* Exercise goal
Starting at the line containing "Recreate this image" and ending at the line containing "import React from", reproduce each line exactly as written, with both end lines included and all pictures omitted.

* Data extract
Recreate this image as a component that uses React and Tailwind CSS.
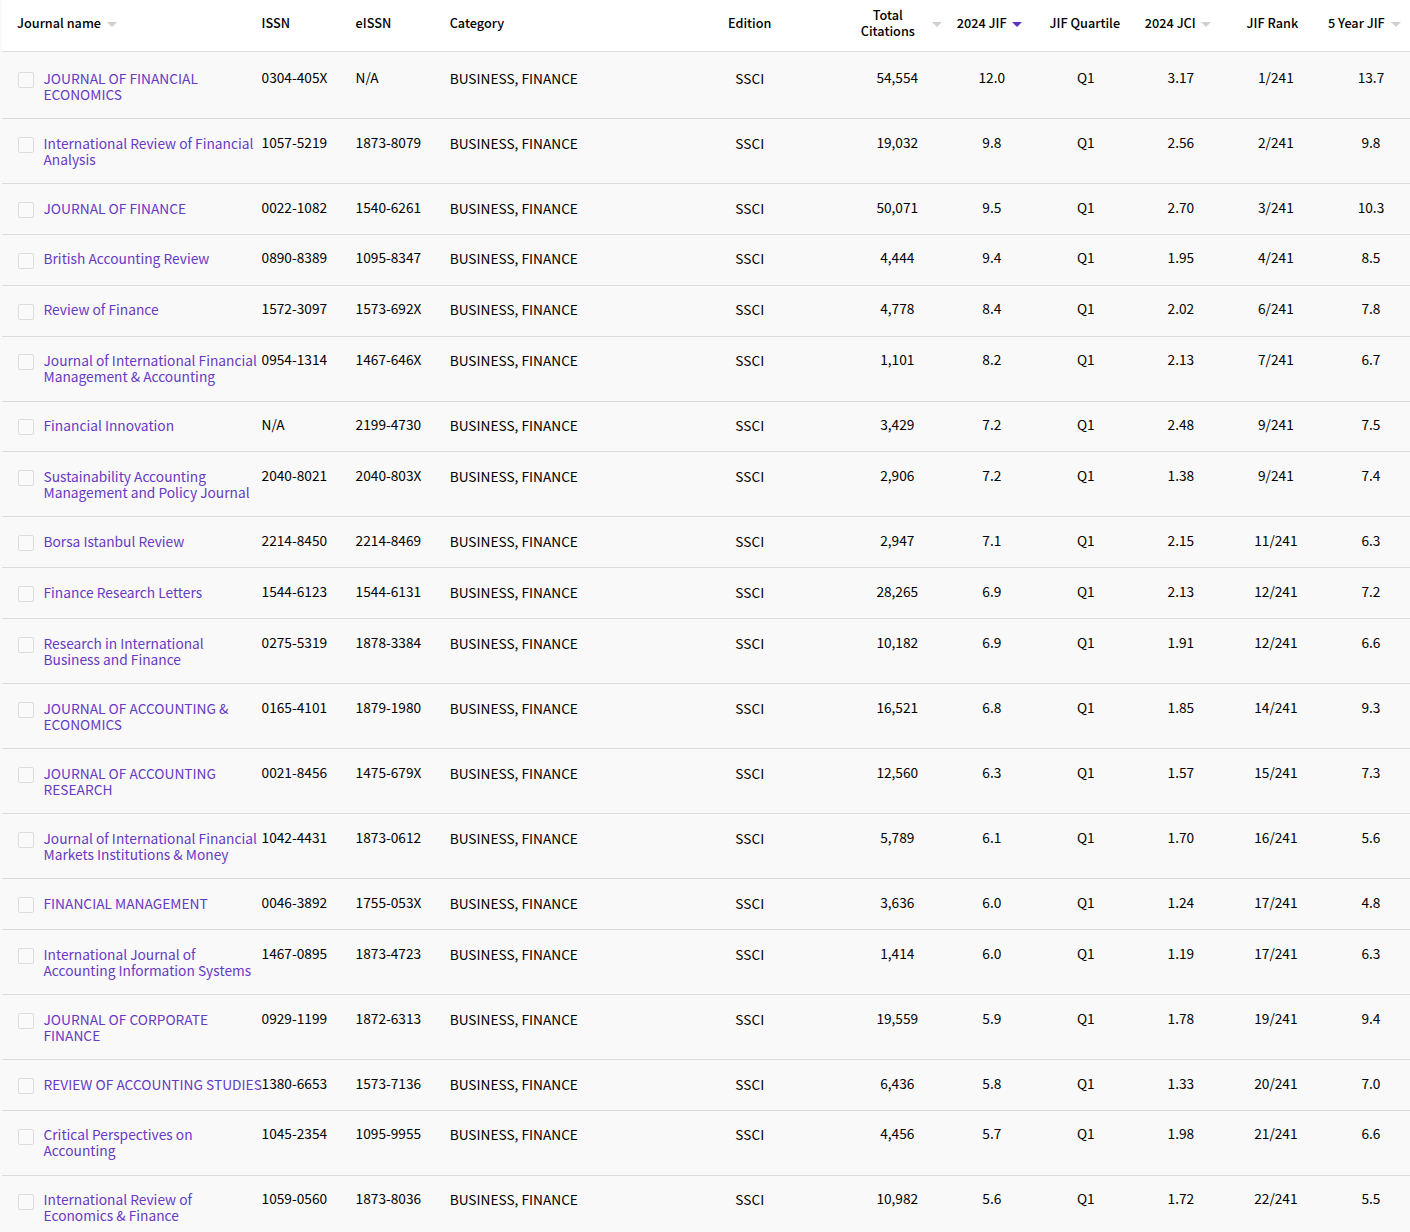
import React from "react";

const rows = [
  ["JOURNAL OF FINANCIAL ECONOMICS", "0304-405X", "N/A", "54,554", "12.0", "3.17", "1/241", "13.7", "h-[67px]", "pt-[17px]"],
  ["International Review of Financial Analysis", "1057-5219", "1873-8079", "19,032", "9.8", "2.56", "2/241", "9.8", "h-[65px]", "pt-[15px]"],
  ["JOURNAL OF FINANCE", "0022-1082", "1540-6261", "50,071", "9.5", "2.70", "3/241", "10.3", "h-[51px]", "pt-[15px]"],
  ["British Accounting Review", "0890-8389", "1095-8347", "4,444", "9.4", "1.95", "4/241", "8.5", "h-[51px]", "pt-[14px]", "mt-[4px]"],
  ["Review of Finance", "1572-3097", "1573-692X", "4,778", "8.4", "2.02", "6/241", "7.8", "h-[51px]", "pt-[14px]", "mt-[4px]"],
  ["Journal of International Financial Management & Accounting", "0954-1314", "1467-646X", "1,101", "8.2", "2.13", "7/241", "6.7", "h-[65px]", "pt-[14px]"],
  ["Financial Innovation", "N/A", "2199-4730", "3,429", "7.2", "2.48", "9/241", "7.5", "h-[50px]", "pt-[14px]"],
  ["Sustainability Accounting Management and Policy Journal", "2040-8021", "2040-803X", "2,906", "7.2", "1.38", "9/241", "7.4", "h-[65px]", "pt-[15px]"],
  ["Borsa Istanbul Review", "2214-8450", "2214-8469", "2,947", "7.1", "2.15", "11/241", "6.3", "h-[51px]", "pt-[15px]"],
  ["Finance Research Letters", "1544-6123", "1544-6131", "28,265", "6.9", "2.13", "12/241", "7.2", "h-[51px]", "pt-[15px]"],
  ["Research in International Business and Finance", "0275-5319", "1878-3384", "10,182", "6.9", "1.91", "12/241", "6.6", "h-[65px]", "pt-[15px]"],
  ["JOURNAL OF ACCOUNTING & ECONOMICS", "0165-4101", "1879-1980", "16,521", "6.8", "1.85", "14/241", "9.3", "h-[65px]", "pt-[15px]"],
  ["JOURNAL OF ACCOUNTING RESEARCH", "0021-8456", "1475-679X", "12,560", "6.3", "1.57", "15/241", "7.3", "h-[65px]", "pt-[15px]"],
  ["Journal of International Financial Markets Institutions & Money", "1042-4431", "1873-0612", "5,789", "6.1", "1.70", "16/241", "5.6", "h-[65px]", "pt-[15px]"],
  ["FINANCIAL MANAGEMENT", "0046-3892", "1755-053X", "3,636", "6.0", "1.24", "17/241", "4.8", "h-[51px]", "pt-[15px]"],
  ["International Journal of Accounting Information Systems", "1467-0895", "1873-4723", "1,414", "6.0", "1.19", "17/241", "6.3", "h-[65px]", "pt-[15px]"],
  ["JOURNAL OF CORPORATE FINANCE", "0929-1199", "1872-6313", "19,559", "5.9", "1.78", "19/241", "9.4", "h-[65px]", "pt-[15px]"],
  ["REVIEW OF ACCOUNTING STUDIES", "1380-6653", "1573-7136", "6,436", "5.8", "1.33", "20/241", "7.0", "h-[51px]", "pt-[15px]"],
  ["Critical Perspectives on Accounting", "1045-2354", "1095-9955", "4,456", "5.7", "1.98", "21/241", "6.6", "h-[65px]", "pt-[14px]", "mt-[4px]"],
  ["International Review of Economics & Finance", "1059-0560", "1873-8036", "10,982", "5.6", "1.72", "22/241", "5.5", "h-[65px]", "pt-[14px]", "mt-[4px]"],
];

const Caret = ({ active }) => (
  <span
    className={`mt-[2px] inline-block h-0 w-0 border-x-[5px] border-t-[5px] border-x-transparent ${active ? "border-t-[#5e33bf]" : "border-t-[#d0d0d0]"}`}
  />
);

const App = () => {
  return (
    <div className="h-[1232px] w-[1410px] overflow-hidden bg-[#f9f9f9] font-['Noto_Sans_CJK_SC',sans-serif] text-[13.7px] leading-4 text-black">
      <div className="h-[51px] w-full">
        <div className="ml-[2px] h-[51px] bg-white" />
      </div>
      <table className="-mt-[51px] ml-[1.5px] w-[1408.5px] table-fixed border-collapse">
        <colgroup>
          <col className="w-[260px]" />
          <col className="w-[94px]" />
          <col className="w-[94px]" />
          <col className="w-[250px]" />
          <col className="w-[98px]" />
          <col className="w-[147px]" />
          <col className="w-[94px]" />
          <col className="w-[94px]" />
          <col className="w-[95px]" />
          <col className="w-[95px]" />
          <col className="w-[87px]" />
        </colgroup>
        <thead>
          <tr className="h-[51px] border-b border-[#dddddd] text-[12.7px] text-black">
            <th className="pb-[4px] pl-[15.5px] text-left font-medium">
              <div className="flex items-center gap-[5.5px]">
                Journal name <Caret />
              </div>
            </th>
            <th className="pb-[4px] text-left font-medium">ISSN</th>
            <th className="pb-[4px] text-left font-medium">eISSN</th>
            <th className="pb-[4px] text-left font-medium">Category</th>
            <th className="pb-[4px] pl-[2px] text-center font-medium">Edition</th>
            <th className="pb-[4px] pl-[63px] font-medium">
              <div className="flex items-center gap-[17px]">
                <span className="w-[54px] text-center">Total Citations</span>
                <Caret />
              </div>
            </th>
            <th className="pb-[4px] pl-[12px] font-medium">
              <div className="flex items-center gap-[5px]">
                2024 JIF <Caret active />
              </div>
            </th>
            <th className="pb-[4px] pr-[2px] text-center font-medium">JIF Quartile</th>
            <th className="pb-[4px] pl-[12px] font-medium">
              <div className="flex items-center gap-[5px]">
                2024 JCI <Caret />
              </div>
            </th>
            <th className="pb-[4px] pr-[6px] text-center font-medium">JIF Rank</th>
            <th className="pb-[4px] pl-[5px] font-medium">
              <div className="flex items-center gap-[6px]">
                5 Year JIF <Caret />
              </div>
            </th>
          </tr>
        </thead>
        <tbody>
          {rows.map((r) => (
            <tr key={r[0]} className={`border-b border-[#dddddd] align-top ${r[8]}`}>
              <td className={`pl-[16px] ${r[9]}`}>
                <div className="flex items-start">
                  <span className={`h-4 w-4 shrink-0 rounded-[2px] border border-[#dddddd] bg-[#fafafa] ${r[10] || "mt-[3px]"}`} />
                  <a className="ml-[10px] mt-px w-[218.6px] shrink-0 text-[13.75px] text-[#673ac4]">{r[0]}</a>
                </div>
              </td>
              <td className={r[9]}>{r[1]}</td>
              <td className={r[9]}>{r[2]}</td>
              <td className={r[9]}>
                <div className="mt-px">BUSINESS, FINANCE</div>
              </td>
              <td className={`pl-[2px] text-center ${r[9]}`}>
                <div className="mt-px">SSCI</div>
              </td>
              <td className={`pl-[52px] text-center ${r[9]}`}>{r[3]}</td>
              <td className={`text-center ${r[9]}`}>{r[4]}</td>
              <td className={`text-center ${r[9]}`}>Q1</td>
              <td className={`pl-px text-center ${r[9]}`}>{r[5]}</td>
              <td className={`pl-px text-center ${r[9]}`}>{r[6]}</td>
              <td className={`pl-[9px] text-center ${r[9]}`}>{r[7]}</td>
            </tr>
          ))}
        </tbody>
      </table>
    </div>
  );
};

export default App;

--

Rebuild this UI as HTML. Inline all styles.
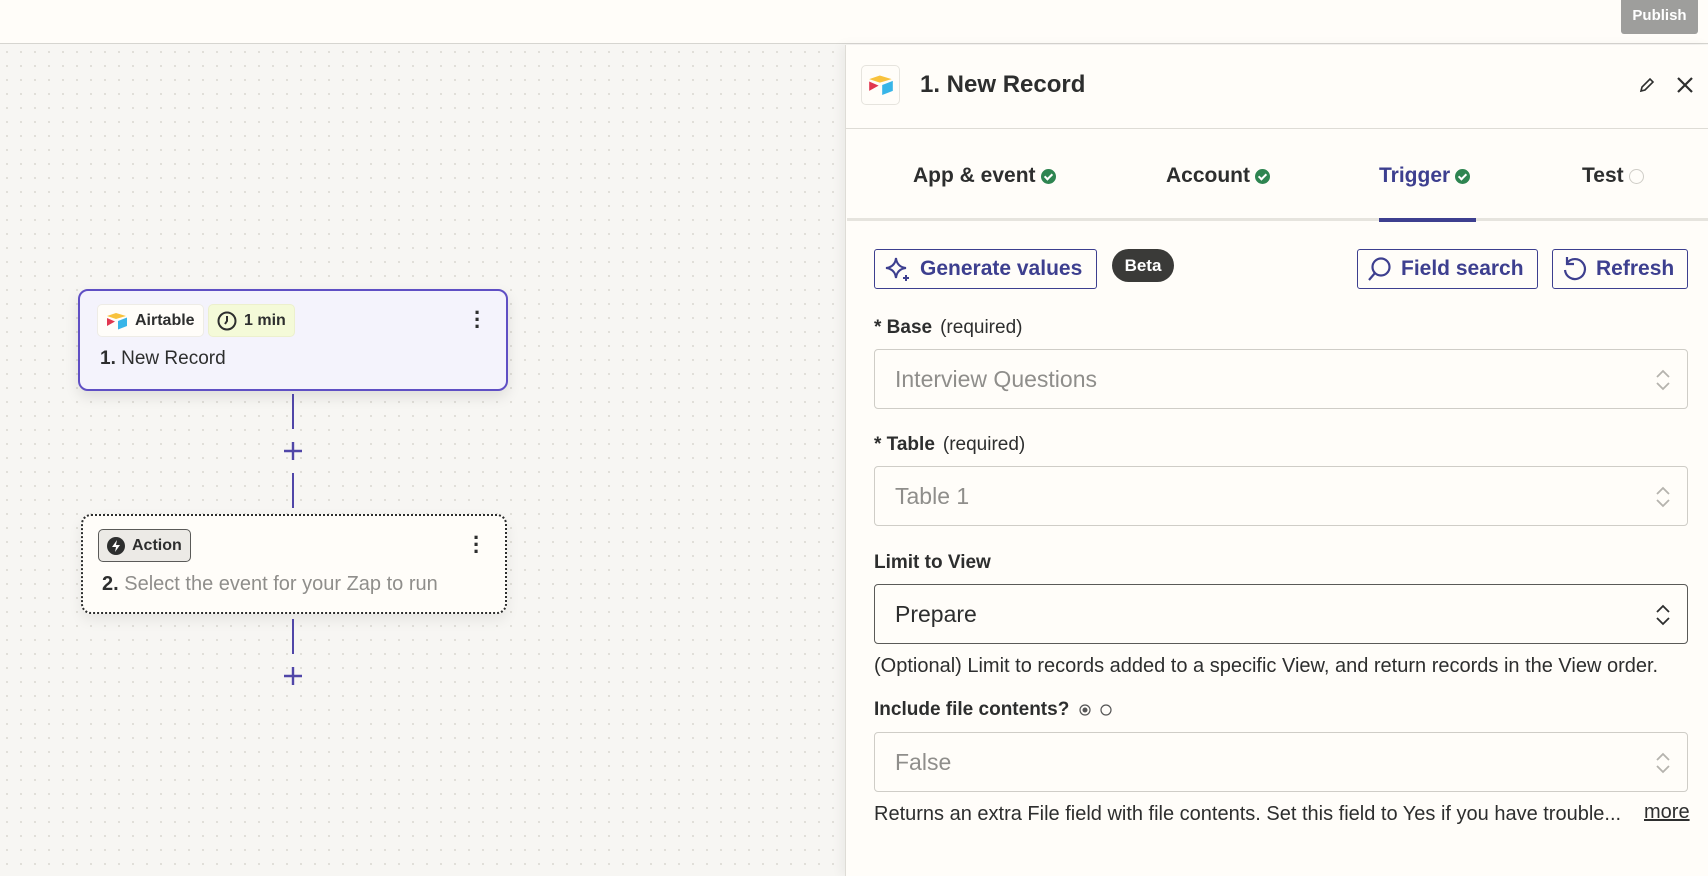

* Output of the exercise
Recreate this image as a component that uses React and Tailwind CSS.
import React from "react";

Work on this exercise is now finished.